━━━━━ SUPPLIED INFORMATION ━━━━━

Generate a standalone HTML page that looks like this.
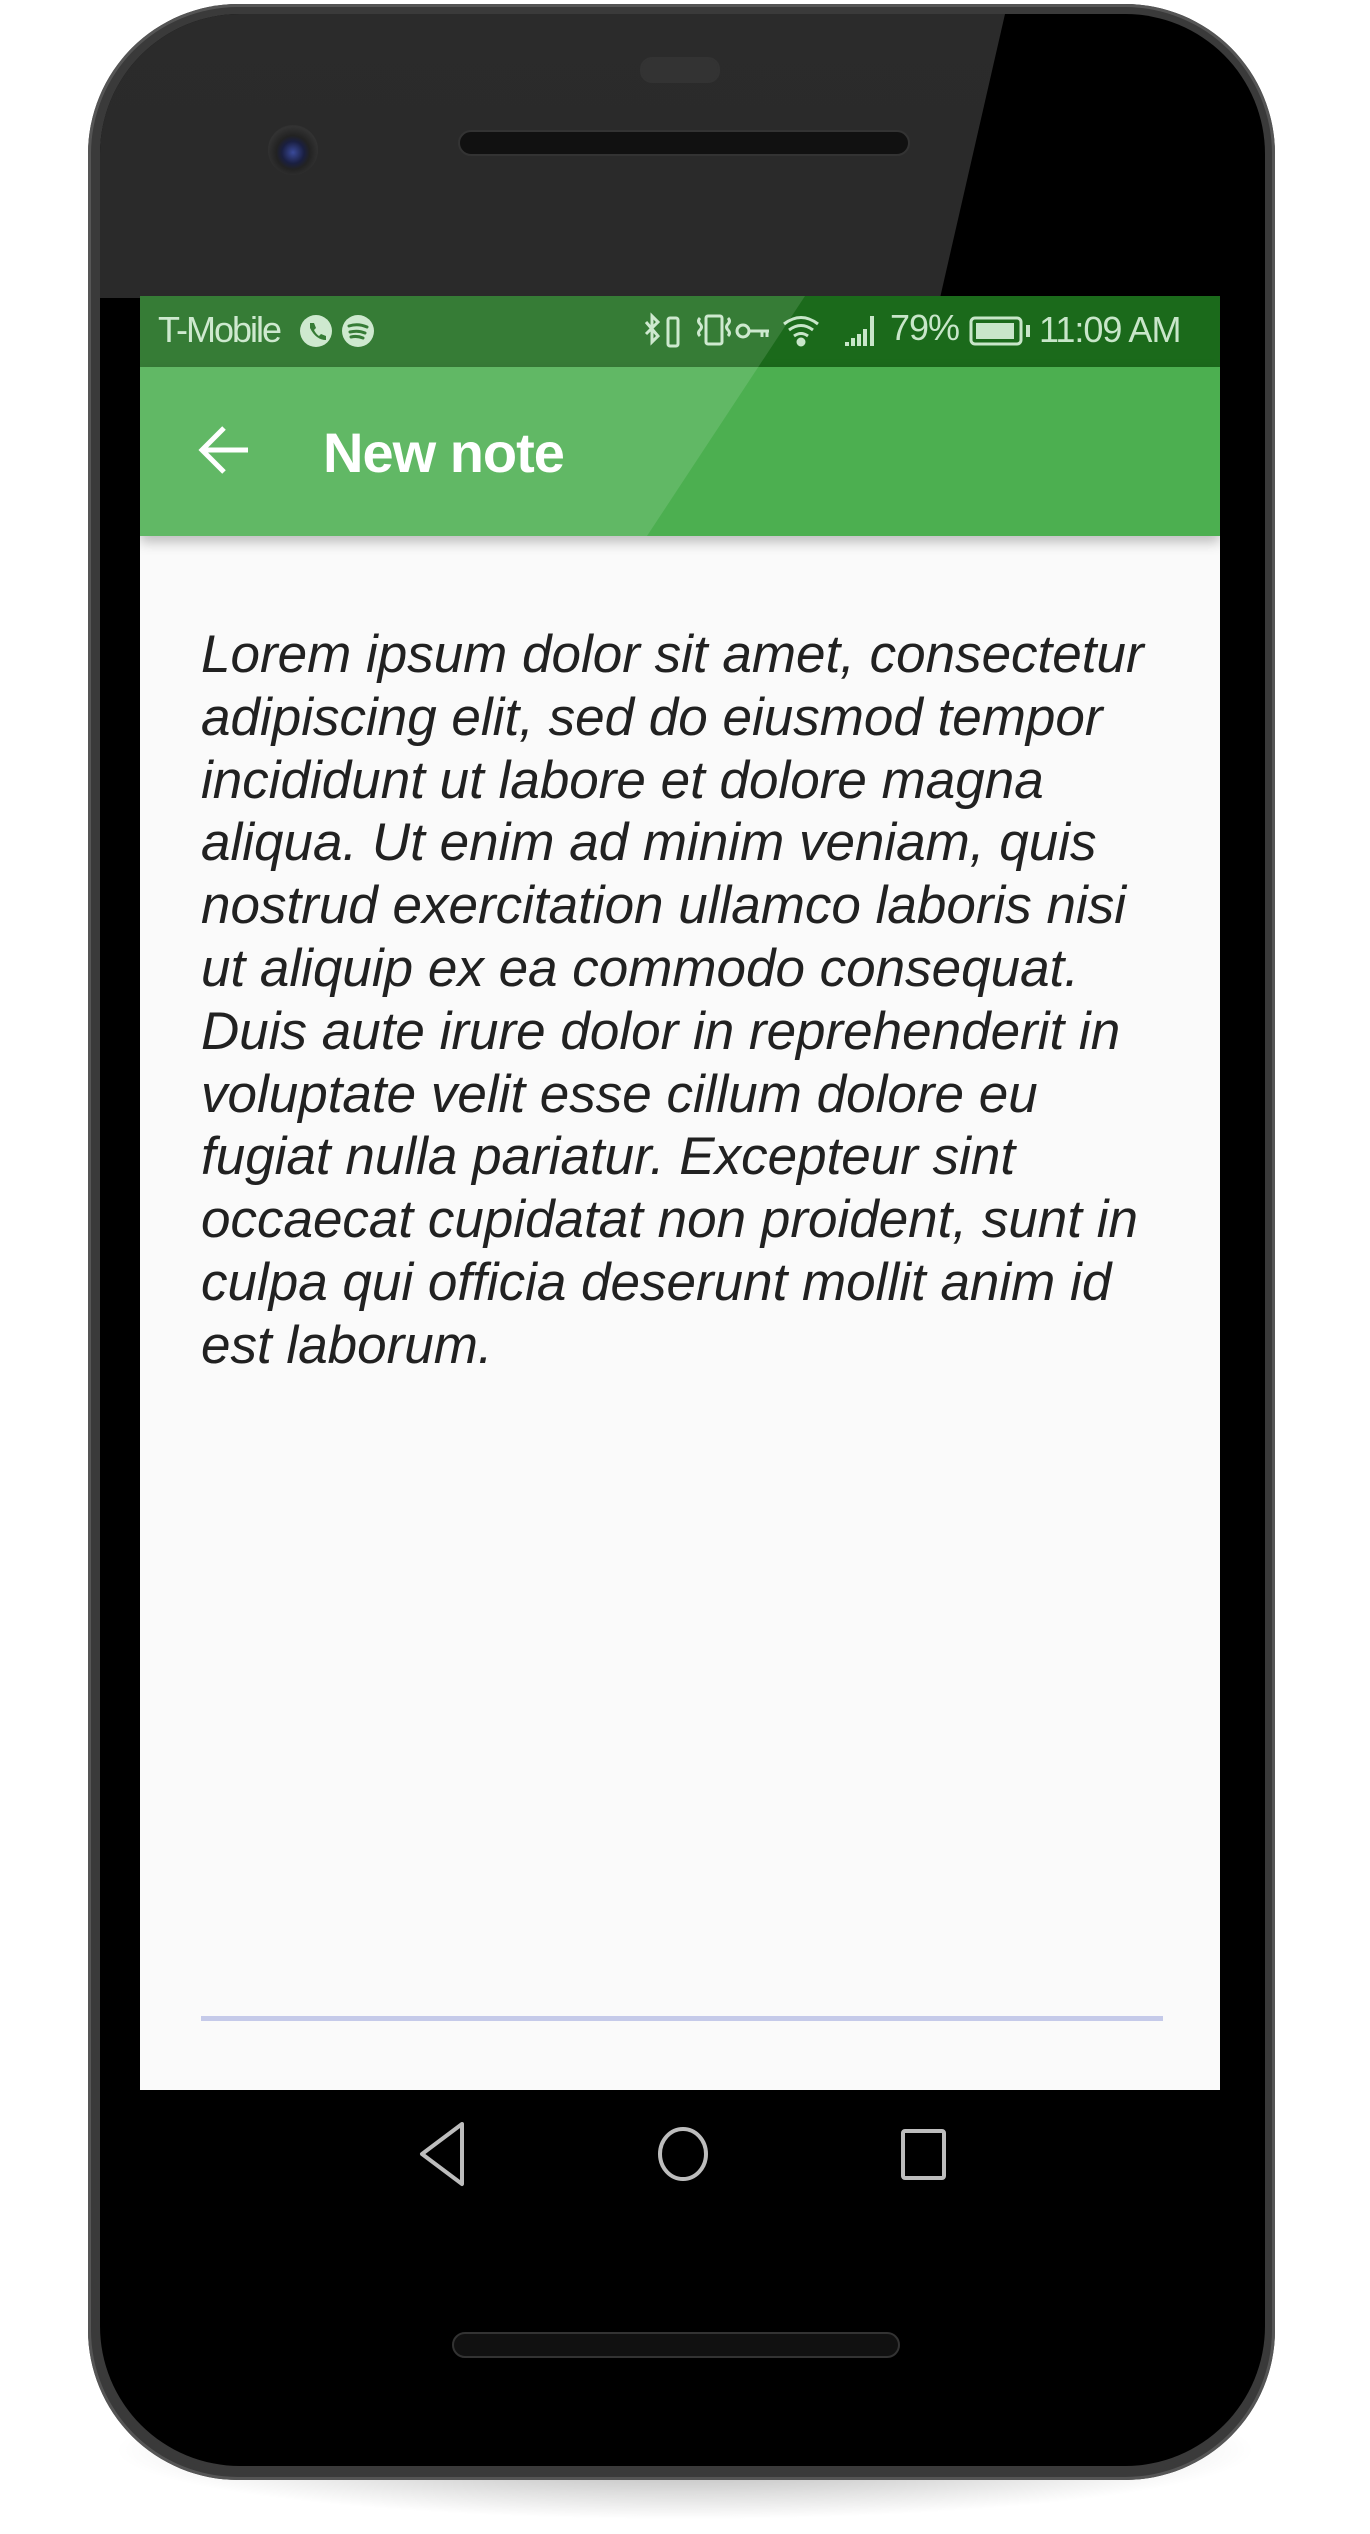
<!DOCTYPE html>
<html><head><meta charset="utf-8"><style>
html,body{margin:0;padding:0;background:#fff;}
body{width:1370px;height:2534px;position:relative;overflow:hidden;font-family:"Liberation Sans",sans-serif;}
.shadow{position:absolute;left:110px;top:2380px;width:1150px;height:140px;border-radius:50%;background:radial-gradient(ellipse at center,rgba(0,0,0,.35),rgba(0,0,0,0) 70%);}
.phone{position:absolute;left:88px;top:4px;width:1187px;height:2476px;border-radius:150px;background:#3a3a3a;box-shadow:inset 0 0 0 3px #555;}
.inner{position:absolute;left:100px;top:14px;width:1165px;height:2452px;border-radius:140px;background:#000;overflow:hidden;}
.glare{position:absolute;left:0;top:0;width:1165px;height:2452px;background:linear-gradient(180deg,#2b2b2b,#1e1e1e);clip-path:polygon(0 0,905px 0,840px 284px,0 284px);}
.sp{position:absolute;background:#111;border:2px solid #333;border-radius:14px;}
.cam{position:absolute;left:168px;top:111px;width:50px;height:50px;border-radius:50%;background:radial-gradient(circle at 50% 55%,#3a4a9a 0,#1a1f40 30%,#222 45%,#333 70%,#1a1a1a 100%);}
.screen{position:absolute;left:140px;top:296px;width:1080px;height:1794px;background:#fafafa;overflow:hidden;}
.status{position:absolute;left:0;top:0;width:1080px;height:71px;background:#1b6a1b;color:#c8e6c9;font-size:36px;}
.appbar{position:absolute;left:0;top:71px;width:1080px;height:169px;background:#4caf50;box-shadow:0 6px 12px rgba(0,0,0,.25);}
.sg{position:absolute;left:0;top:0;width:1080px;height:240px;background:rgba(255,255,255,.12);clip-path:polygon(0 0,665px 0,507px 240px,0 240px);}
.title{position:absolute;left:183px;top:53px;color:#fff;font-size:56px;font-weight:bold;letter-spacing:-1px;}
.text{position:absolute;left:61px;top:328px;color:#212121;font-size:53px;font-style:italic;line-height:62.8px;white-space:nowrap;letter-spacing:0;}
.line{position:absolute;left:61px;top:1720px;width:962px;height:5px;background:#c5cae9;}
</style></head><body>
<div class="shadow"></div>
<div class="phone"></div>
<div class="inner">
 <div class="glare"></div>
 <div class="sp" style="left:358px;top:116px;width:448px;height:22px;"></div>
 <div class="sp" style="left:540px;top:43px;width:76px;height:22px;border-radius:12px;background:#333;border-color:#333;"></div>
 <div class="cam"></div>
 <div class="sp" style="left:352px;top:2318px;width:444px;height:22px;"></div>
</div>
<div class="screen">
 <div class="status">
  <span style="position:absolute;left:18px;top:13px;letter-spacing:-2px;">T-Mobile</span>
  <svg style="position:absolute;left:160px;top:17px" width="76" height="36"><circle cx="16" cy="18" r="16" fill="#c8e6c9"/><circle cx="58" cy="18" r="16" fill="#c8e6c9"/><path d="M49 13q9-3 18 1M50 19q8-2 15 1M51 24q6-1.5 12 1" stroke="#1b6a1b" stroke-width="3" fill="none" stroke-linecap="round"/><path d="M10 10l4 0 2 5-2 2q2 4 5 6l2-2 5 2 0 4q-10 0-16-12z" fill="#1b6a1b"/></svg>
  <svg style="position:absolute;left:504px;top:12px" width="355" height="46" fill="none" stroke="#c8e6c9" stroke-width="3"><path d="M2 14l12 14-6 6V8l6 6L2 26"/><rect x="24" y="10" width="10" height="28" rx="2"/><rect x="62" y="8" width="16" height="28" rx="2"/><path d="M56 10q-3 3 0 6q3 3 0 6q-3 3 0 6M84 10q3 3 0 6q-3 3 0 6q3 3 0 6"/><circle cx="99" cy="23" r="6"/><path d="M105 23h20M118 23v6M123 23v6"/><path d="M140 16q17-13 34 0M145 22q12-9 24 0M150 28q7-5 14 0"/><circle cx="157" cy="34" r="3" fill="#c8e6c9"/><path d="M203 38v-4M209 38v-8M215 38v-12M221 38v-17M228 38v-30" stroke-width="4"/></svg>
  <span style="position:absolute;left:750px;top:11px;letter-spacing:-1px;">79%</span>
  <svg style="position:absolute;left:829px;top:20px" width="64" height="32"><rect x="2" y="2" width="50" height="26" rx="4" fill="none" stroke="#c8e6c9" stroke-width="3"/><rect x="7" y="7" width="38" height="16" fill="#c8e6c9"/><rect x="57" y="9" width="4" height="12" fill="#c8e6c9"/></svg>
  <span style="position:absolute;left:899px;top:13px;letter-spacing:-1px;">11:09 AM</span>
 </div>
 <div class="appbar">
  <svg style="position:absolute;left:58px;top:58px" width="52" height="50" fill="none" stroke="#fff" stroke-width="5"><path d="M50 25H4M26 3L4 25l22 22"/></svg>
  <div class="title">New note</div>
 </div>
 <div class="sg"></div>
 <div class="text">Lorem ipsum dolor sit amet, consectetur<br>adipiscing elit, sed do eiusmod tempor<br>incididunt ut labore et dolore magna<br>aliqua. Ut enim ad minim veniam, quis<br>nostrud exercitation ullamco laboris nisi<br>ut aliquip ex ea commodo consequat.<br>Duis aute irure dolor in reprehenderit in<br>voluptate velit esse cillum dolore eu<br>fugiat nulla pariatur. Excepteur sint<br>occaecat cupidatat non proident, sunt in<br>culpa qui officia deserunt mollit anim id<br>est laborum.</div>
 <div class="line"></div>
</div>
<svg style="position:absolute;left:400px;top:2120px" width="560" height="70" fill="none" stroke="#bdbdbd" stroke-width="4"><path d="M62 4L22 34l40 30z" stroke-linejoin="round"/><ellipse cx="283" cy="34" rx="23" ry="25"/><rect x="503" y="11" width="41" height="47" rx="2"/></svg>
</body></html>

━━━━━

EXERCISE BRIEF:
Copy out each line exactly, without the pictures.

WORKED ANSWER:
Generate a standalone HTML page that looks like this.
<!DOCTYPE html>
<html><head><meta charset="utf-8"><style>
html,body{margin:0;padding:0;background:#fff;}
body{width:1370px;height:2534px;position:relative;overflow:hidden;font-family:"Liberation Sans",sans-serif;}
.shadow{position:absolute;left:110px;top:2380px;width:1150px;height:140px;border-radius:50%;background:radial-gradient(ellipse at center,rgba(0,0,0,.35),rgba(0,0,0,0) 70%);}
.phone{position:absolute;left:88px;top:4px;width:1187px;height:2476px;border-radius:150px;background:#3a3a3a;box-shadow:inset 0 0 0 3px #555;}
.inner{position:absolute;left:100px;top:14px;width:1165px;height:2452px;border-radius:140px;background:#000;overflow:hidden;}
.glare{position:absolute;left:0;top:0;width:1165px;height:2452px;background:linear-gradient(180deg,#2b2b2b,#1e1e1e);clip-path:polygon(0 0,905px 0,840px 284px,0 284px);}
.sp{position:absolute;background:#111;border:2px solid #333;border-radius:14px;}
.cam{position:absolute;left:168px;top:111px;width:50px;height:50px;border-radius:50%;background:radial-gradient(circle at 50% 55%,#3a4a9a 0,#1a1f40 30%,#222 45%,#333 70%,#1a1a1a 100%);}
.screen{position:absolute;left:140px;top:296px;width:1080px;height:1794px;background:#fafafa;overflow:hidden;}
.status{position:absolute;left:0;top:0;width:1080px;height:71px;background:#1b6a1b;color:#c8e6c9;font-size:36px;}
.appbar{position:absolute;left:0;top:71px;width:1080px;height:169px;background:#4caf50;box-shadow:0 6px 12px rgba(0,0,0,.25);}
.sg{position:absolute;left:0;top:0;width:1080px;height:240px;background:rgba(255,255,255,.12);clip-path:polygon(0 0,665px 0,507px 240px,0 240px);}
.title{position:absolute;left:183px;top:53px;color:#fff;font-size:56px;font-weight:bold;letter-spacing:-1px;}
.text{position:absolute;left:61px;top:328px;color:#212121;font-size:53px;font-style:italic;line-height:62.8px;white-space:nowrap;letter-spacing:0;}
.line{position:absolute;left:61px;top:1720px;width:962px;height:5px;background:#c5cae9;}
</style></head><body>
<div class="shadow"></div>
<div class="phone"></div>
<div class="inner">
 <div class="glare"></div>
 <div class="sp" style="left:358px;top:116px;width:448px;height:22px;"></div>
 <div class="sp" style="left:540px;top:43px;width:76px;height:22px;border-radius:12px;background:#333;border-color:#333;"></div>
 <div class="cam"></div>
 <div class="sp" style="left:352px;top:2318px;width:444px;height:22px;"></div>
</div>
<div class="screen">
 <div class="status">
  <span style="position:absolute;left:18px;top:13px;letter-spacing:-2px;">T-Mobile</span>
  <svg style="position:absolute;left:160px;top:17px" width="76" height="36"><circle cx="16" cy="18" r="16" fill="#c8e6c9"/><circle cx="58" cy="18" r="16" fill="#c8e6c9"/><path d="M49 13q9-3 18 1M50 19q8-2 15 1M51 24q6-1.5 12 1" stroke="#1b6a1b" stroke-width="3" fill="none" stroke-linecap="round"/><path d="M10 10l4 0 2 5-2 2q2 4 5 6l2-2 5 2 0 4q-10 0-16-12z" fill="#1b6a1b"/></svg>
  <svg style="position:absolute;left:504px;top:12px" width="355" height="46" fill="none" stroke="#c8e6c9" stroke-width="3"><path d="M2 14l12 14-6 6V8l6 6L2 26"/><rect x="24" y="10" width="10" height="28" rx="2"/><rect x="62" y="8" width="16" height="28" rx="2"/><path d="M56 10q-3 3 0 6q3 3 0 6q-3 3 0 6M84 10q3 3 0 6q-3 3 0 6q3 3 0 6"/><circle cx="99" cy="23" r="6"/><path d="M105 23h20M118 23v6M123 23v6"/><path d="M140 16q17-13 34 0M145 22q12-9 24 0M150 28q7-5 14 0"/><circle cx="157" cy="34" r="3" fill="#c8e6c9"/><path d="M203 38v-4M209 38v-8M215 38v-12M221 38v-17M228 38v-30" stroke-width="4"/></svg>
  <span style="position:absolute;left:750px;top:11px;letter-spacing:-1px;">79%</span>
  <svg style="position:absolute;left:829px;top:20px" width="64" height="32"><rect x="2" y="2" width="50" height="26" rx="4" fill="none" stroke="#c8e6c9" stroke-width="3"/><rect x="7" y="7" width="38" height="16" fill="#c8e6c9"/><rect x="57" y="9" width="4" height="12" fill="#c8e6c9"/></svg>
  <span style="position:absolute;left:899px;top:13px;letter-spacing:-1px;">11:09 AM</span>
 </div>
 <div class="appbar">
  <svg style="position:absolute;left:58px;top:58px" width="52" height="50" fill="none" stroke="#fff" stroke-width="5"><path d="M50 25H4M26 3L4 25l22 22"/></svg>
  <div class="title">New note</div>
 </div>
 <div class="sg"></div>
 <div class="text">Lorem ipsum dolor sit amet, consectetur<br>adipiscing elit, sed do eiusmod tempor<br>incididunt ut labore et dolore magna<br>aliqua. Ut enim ad minim veniam, quis<br>nostrud exercitation ullamco laboris nisi<br>ut aliquip ex ea commodo consequat.<br>Duis aute irure dolor in reprehenderit in<br>voluptate velit esse cillum dolore eu<br>fugiat nulla pariatur. Excepteur sint<br>occaecat cupidatat non proident, sunt in<br>culpa qui officia deserunt mollit anim id<br>est laborum.</div>
 <div class="line"></div>
</div>
<svg style="position:absolute;left:400px;top:2120px" width="560" height="70" fill="none" stroke="#bdbdbd" stroke-width="4"><path d="M62 4L22 34l40 30z" stroke-linejoin="round"/><ellipse cx="283" cy="34" rx="23" ry="25"/><rect x="503" y="11" width="41" height="47" rx="2"/></svg>
</body></html>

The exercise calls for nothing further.